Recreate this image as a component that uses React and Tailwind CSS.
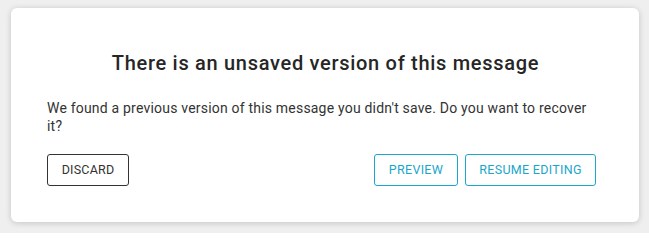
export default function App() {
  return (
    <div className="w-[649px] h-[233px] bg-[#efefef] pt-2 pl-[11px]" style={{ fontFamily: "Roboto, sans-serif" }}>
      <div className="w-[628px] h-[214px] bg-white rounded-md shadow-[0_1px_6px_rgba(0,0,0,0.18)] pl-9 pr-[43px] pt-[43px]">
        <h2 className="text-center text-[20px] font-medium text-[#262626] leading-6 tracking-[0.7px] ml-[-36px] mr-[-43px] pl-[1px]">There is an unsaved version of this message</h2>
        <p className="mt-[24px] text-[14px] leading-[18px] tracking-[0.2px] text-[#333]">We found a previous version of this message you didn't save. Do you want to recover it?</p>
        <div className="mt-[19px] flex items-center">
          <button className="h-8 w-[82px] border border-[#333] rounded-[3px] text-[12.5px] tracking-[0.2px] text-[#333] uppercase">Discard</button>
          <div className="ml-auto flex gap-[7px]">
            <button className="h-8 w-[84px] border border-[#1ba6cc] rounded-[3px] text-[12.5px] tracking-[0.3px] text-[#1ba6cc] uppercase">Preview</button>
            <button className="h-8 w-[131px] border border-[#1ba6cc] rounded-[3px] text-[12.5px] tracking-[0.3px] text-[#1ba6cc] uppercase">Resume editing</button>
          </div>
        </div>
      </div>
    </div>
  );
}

--

Each line of the data should be quoted exactly, with pictures left out.

Recreate this image as a component that uses React and Tailwind CSS.
export default function App() {
  return (
    <div className="w-[649px] h-[233px] bg-[#efefef] pt-2 pl-[11px]" style={{ fontFamily: "Roboto, sans-serif" }}>
      <div className="w-[628px] h-[214px] bg-white rounded-md shadow-[0_1px_6px_rgba(0,0,0,0.18)] pl-9 pr-[43px] pt-[43px]">
        <h2 className="text-center text-[20px] font-medium text-[#262626] leading-6 tracking-[0.7px] ml-[-36px] mr-[-43px] pl-[1px]">There is an unsaved version of this message</h2>
        <p className="mt-[24px] text-[14px] leading-[18px] tracking-[0.2px] text-[#333]">We found a previous version of this message you didn't save. Do you want to recover it?</p>
        <div className="mt-[19px] flex items-center">
          <button className="h-8 w-[82px] border border-[#333] rounded-[3px] text-[12.5px] tracking-[0.2px] text-[#333] uppercase">Discard</button>
          <div className="ml-auto flex gap-[7px]">
            <button className="h-8 w-[84px] border border-[#1ba6cc] rounded-[3px] text-[12.5px] tracking-[0.3px] text-[#1ba6cc] uppercase">Preview</button>
            <button className="h-8 w-[131px] border border-[#1ba6cc] rounded-[3px] text-[12.5px] tracking-[0.3px] text-[#1ba6cc] uppercase">Resume editing</button>
          </div>
        </div>
      </div>
    </div>
  );
}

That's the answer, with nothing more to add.